For starters, it’s essential to look at the base figure that the 3.5 per cent is being applied to and what our community is getting for their money. Hobart rates are known for being high, and they are. I don’t believe our community is getting the value they deserve for their top-dollar payments.
My determination to ensure that rate payers are getting excellent value took me on a tour. First stop was Launceston.
Locally, Launceston is the most comparable to Hobart for obvious reasons, but there are differences. Launceston City Council covers an area of over 1,400 square kilometres, compared to Hobart’s tiny 78 square kilometres. They also have 16,000 more people to serve and their road network is twice the size of Hobart’s.
Despite these considerable differences, Launceston spends $58 million on labour each year, while Hobart’s people budget it 37 per cent higher, coming in at $80 million. And Launceston has no debt, compared to Hobart’s $32.5 million.
The unjustifiable difference is most stark when you consider that rates per capita in Launceston is $1,200 while Hobart is over 70 per cent more, coming in at a whopping $2,100. Sadly, even with these head-shaking disparities, my attempt to scale Hobart’s hike back to two per cent didn’t gain majority support.

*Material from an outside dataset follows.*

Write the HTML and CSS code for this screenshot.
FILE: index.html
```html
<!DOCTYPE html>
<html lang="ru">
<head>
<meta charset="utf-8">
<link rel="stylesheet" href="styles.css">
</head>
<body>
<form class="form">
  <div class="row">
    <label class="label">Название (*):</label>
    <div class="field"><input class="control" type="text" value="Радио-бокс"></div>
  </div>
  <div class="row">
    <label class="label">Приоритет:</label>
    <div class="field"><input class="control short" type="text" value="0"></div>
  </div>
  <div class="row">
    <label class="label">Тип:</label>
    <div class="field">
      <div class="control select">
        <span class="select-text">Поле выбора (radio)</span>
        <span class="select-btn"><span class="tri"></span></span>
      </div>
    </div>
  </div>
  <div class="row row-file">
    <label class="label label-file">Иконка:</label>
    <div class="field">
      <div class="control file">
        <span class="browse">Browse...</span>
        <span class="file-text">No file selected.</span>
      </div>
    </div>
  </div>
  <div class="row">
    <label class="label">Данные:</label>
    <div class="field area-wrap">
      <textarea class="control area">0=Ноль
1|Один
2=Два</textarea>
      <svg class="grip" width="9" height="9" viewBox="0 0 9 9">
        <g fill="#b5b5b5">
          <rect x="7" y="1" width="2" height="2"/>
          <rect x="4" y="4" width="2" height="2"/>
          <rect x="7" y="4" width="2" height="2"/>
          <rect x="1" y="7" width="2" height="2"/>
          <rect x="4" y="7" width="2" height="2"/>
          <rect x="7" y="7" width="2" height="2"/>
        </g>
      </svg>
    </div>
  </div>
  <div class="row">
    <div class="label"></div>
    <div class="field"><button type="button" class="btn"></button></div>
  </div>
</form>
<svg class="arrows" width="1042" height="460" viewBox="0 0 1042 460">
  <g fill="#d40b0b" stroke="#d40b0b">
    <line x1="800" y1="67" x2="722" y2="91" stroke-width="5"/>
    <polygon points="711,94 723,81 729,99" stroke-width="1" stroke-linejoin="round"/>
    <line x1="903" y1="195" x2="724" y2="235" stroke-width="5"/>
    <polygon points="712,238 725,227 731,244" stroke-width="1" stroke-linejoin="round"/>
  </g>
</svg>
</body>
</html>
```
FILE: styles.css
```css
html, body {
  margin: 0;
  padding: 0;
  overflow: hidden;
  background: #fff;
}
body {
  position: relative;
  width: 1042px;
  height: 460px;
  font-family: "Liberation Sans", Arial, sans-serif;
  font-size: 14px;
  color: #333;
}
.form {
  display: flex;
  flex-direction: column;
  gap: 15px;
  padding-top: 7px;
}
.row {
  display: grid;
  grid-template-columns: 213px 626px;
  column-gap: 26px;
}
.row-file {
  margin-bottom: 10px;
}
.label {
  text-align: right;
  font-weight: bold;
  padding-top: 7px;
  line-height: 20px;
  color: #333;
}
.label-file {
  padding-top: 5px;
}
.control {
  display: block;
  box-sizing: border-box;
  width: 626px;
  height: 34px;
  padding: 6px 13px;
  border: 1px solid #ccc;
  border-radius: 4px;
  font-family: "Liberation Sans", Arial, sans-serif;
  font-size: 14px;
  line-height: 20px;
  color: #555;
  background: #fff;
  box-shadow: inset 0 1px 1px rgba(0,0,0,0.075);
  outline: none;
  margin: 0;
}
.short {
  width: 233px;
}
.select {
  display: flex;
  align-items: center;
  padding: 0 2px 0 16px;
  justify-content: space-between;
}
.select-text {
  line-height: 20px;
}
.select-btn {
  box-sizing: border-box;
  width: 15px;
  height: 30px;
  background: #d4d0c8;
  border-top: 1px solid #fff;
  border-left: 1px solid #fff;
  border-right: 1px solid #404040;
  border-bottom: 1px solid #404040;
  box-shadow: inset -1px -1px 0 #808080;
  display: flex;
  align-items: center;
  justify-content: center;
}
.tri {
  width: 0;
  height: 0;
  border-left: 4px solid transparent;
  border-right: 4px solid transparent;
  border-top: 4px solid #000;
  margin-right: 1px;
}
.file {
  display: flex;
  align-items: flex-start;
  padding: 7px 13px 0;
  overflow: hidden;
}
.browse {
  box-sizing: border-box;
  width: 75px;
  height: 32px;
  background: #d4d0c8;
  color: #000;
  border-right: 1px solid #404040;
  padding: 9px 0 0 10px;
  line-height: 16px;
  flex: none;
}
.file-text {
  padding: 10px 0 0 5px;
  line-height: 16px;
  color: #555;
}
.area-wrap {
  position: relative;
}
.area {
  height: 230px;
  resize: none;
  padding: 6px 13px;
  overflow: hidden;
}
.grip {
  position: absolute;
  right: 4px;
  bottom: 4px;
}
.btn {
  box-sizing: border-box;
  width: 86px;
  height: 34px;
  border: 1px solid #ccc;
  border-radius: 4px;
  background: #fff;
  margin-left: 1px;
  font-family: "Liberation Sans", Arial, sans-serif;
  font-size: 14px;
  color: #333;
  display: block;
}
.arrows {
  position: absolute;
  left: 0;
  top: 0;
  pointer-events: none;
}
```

A good comparator to show economies of scale in action comes from the City of Geelong which is 15 times larger and has five times as many people as Hobart. Even though it has far more on its plate, Geelong’s workforce is only three times the size of Hobart’s, and employee costs as a percentage of total revenue is nearly half Hobart’s. The average rates per rateable property is also half of Hobart’s.
Putting Hobart and the City of Albury side-by-side also delivers a reality check. Albury has the same population as Hobart but is nearly four times bigger. Albury also directly provides its community with water and wastewater services. Remember when our rates bills were meant to drop when Taswater was created? No surprise that didn’t happen. The drop was quickly absorbed by bureaucracy and green-washing.

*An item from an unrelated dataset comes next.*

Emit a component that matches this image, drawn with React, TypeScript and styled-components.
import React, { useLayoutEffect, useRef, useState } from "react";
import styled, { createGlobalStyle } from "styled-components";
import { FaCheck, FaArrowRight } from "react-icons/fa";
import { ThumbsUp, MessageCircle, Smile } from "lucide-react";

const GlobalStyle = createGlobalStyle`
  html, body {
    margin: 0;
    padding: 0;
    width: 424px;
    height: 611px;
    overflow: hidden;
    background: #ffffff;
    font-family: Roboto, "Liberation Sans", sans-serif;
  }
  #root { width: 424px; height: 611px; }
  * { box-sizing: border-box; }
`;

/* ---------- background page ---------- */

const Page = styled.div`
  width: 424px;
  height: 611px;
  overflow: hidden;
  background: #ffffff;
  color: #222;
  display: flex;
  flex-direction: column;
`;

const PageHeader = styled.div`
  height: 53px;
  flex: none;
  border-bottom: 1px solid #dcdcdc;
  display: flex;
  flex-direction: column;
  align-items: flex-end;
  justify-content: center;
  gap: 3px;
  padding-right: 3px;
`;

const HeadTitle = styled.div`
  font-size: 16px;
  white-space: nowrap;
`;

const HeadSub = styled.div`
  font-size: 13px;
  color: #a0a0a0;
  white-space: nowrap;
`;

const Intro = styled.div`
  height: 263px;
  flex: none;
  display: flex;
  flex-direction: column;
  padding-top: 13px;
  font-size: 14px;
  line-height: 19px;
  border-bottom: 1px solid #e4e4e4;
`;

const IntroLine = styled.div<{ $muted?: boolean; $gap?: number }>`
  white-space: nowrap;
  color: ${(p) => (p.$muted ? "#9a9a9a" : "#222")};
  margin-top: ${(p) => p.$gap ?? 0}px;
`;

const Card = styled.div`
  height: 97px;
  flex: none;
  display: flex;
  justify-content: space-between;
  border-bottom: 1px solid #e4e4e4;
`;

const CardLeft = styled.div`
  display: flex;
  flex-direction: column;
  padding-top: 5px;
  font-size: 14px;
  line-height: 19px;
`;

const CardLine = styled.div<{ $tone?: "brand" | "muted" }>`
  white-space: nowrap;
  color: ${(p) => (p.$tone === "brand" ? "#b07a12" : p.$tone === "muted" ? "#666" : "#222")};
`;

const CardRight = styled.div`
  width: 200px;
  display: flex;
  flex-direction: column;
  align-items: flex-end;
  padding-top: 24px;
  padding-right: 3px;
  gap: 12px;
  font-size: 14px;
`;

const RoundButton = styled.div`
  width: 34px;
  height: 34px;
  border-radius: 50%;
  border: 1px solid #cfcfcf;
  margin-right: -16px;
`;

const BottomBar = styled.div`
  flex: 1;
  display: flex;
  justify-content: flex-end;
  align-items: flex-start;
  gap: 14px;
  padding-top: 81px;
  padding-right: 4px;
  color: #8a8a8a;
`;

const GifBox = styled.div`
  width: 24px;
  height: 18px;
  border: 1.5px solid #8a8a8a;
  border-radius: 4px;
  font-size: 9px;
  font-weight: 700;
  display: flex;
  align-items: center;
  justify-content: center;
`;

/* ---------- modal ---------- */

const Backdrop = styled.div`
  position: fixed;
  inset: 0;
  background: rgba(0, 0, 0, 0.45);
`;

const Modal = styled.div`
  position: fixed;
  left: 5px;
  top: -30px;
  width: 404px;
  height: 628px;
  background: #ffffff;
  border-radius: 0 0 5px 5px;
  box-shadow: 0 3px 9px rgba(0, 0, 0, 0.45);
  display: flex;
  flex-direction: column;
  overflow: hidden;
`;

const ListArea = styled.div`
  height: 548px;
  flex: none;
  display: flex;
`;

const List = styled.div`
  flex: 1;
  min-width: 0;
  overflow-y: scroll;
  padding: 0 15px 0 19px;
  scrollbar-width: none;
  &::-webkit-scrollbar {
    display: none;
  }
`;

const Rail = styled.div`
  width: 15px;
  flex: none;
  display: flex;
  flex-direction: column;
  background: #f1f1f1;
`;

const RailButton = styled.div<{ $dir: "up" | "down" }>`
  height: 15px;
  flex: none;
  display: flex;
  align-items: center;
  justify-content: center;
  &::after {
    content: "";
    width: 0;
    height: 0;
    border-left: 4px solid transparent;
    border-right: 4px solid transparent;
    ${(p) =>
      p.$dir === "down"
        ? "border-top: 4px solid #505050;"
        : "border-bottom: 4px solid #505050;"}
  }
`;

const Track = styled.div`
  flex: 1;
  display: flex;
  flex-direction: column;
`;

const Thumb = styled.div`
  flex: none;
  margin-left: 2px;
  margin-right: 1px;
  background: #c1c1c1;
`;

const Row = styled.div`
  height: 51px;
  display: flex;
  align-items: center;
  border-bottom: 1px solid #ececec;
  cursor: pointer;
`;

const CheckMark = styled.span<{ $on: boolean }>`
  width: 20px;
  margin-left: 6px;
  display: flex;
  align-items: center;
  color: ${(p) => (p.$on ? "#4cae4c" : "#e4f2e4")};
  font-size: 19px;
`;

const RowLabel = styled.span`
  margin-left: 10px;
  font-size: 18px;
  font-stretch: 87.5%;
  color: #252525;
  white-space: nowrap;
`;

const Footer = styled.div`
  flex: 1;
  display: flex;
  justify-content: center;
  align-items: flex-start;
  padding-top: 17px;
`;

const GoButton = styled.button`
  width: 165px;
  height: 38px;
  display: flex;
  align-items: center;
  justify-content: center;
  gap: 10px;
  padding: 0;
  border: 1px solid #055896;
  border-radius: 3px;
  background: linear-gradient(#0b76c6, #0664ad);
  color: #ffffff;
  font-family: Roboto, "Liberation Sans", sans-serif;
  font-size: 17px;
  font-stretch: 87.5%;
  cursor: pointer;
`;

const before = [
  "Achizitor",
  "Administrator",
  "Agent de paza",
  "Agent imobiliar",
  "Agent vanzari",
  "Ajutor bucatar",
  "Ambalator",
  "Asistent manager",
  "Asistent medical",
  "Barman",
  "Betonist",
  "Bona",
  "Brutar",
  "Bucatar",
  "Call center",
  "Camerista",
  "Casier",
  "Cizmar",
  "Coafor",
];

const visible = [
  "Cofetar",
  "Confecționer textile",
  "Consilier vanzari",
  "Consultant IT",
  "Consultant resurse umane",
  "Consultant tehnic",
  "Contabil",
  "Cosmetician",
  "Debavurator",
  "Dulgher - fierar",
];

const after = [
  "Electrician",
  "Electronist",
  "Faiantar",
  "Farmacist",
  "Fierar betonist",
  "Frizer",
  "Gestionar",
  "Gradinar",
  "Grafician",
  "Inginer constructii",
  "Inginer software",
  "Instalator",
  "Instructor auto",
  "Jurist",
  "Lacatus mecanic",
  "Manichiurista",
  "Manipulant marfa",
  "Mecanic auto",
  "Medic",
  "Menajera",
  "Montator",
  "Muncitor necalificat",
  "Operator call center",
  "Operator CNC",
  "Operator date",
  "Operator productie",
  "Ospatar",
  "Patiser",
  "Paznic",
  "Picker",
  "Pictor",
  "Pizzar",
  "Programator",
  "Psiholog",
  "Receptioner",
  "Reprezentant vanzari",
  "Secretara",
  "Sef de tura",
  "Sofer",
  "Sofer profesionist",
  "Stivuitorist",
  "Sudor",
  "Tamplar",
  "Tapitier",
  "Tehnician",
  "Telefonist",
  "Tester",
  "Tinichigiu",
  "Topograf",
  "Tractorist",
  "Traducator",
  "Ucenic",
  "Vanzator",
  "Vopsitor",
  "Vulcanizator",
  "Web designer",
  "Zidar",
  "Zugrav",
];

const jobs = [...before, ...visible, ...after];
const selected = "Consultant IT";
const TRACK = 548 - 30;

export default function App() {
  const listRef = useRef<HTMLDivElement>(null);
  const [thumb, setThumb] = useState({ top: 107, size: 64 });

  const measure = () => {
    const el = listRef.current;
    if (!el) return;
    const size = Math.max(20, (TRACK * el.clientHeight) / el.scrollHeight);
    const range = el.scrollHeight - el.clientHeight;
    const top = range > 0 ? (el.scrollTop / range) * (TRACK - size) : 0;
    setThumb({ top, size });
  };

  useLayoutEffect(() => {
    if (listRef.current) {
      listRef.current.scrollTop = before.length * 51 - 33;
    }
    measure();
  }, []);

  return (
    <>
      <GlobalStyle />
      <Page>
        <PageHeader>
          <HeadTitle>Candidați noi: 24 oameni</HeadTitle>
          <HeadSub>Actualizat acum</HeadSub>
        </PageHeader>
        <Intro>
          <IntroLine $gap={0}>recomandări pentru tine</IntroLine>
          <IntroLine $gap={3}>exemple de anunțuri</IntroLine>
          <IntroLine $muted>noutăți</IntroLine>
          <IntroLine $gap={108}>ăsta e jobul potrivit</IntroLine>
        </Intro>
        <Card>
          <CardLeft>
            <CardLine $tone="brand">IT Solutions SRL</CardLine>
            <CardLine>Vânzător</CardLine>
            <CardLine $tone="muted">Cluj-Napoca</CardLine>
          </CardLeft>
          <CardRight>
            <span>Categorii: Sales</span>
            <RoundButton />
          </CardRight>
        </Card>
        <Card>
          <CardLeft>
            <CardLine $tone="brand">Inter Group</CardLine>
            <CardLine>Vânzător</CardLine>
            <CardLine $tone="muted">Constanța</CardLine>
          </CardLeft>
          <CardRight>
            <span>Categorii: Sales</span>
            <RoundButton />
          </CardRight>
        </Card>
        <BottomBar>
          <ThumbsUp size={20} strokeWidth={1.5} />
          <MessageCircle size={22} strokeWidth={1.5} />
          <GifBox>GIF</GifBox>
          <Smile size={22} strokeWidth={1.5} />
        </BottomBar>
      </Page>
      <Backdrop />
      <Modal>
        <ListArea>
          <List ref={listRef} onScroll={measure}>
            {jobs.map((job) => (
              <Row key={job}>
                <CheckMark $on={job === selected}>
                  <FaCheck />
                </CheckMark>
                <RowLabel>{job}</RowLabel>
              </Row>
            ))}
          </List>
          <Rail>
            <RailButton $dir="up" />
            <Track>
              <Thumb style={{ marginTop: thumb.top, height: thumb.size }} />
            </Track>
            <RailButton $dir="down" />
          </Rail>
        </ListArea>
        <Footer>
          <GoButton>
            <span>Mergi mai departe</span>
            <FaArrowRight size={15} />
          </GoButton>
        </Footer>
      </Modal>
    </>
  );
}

Albury delivers everything a Hobartian would expect, plus a heap more. On top of all the usual Council business, the City of Albury owns and operates an airport, has an entertainment centre and museum, provides library and childcare services, and serves its community to the very end with a cemetery and cremation service, all for about the same as what Hobartians are paying now.
It’s obvious that Hobart can and must lift its game. We are not unique or special when it comes to rates and services. If anything, we are an outlier in all the wrong ways. Hobart offers a mediocre product with a luxury price tag.

And don’t fall for the line that Hobart’s higher property values as the explainer for our high rates. Councils are a unique beast in that they decide how much money they want to extract from their forced customers and then spread that heavy burden across those rateable properties. Council’s forced customers cannot go elsewhere and shop around. The amount of revenue the Council wants to raise comes first and that’s completely within the Council’s control.
The opportunities that come from pooling resources are obvious. It is insane for each Tasmanian council – all 29 of them – to have their own planning, infrastructure, waste management, finance, human resources, information technology and all the other teams. We must maximise economies of scale if there is any hope of being efficient, achieving decent buying power, and being able to deliver high quality services and substantial projects for our communities.
On a positive note, Hobart’s financial ship just missed the iceberg and is now heading down the right path, but there is a long way to go. Since I’ve been elected the Council has halved its debt and the Council is getting full and frank advice about our finances and future. That said, there’s always pressure from elected representatives to spend our miniscule surpluses and demands for the latest shiny object which are motivated by media releases, photos and votes.
My focus won’t change. I’ll keep pushing hard to ensure that the Council is fixated on delivering first class core services in the most efficient way possible. A comprehensive and pragmatic review of the services the Council provides and the many pies the Council gets its fingers into is an urgently needed first step. And relentless scrutiny of every dollar spent is essential.
There is no scope for fluffy nice-to-haves when we have deteriorating assets that must be maintained, and people handing over thousands of dollars in rates every year even though they have no decent footpath and their roads are crumbling.
I know what must be done and I believe Hobart deserves the best.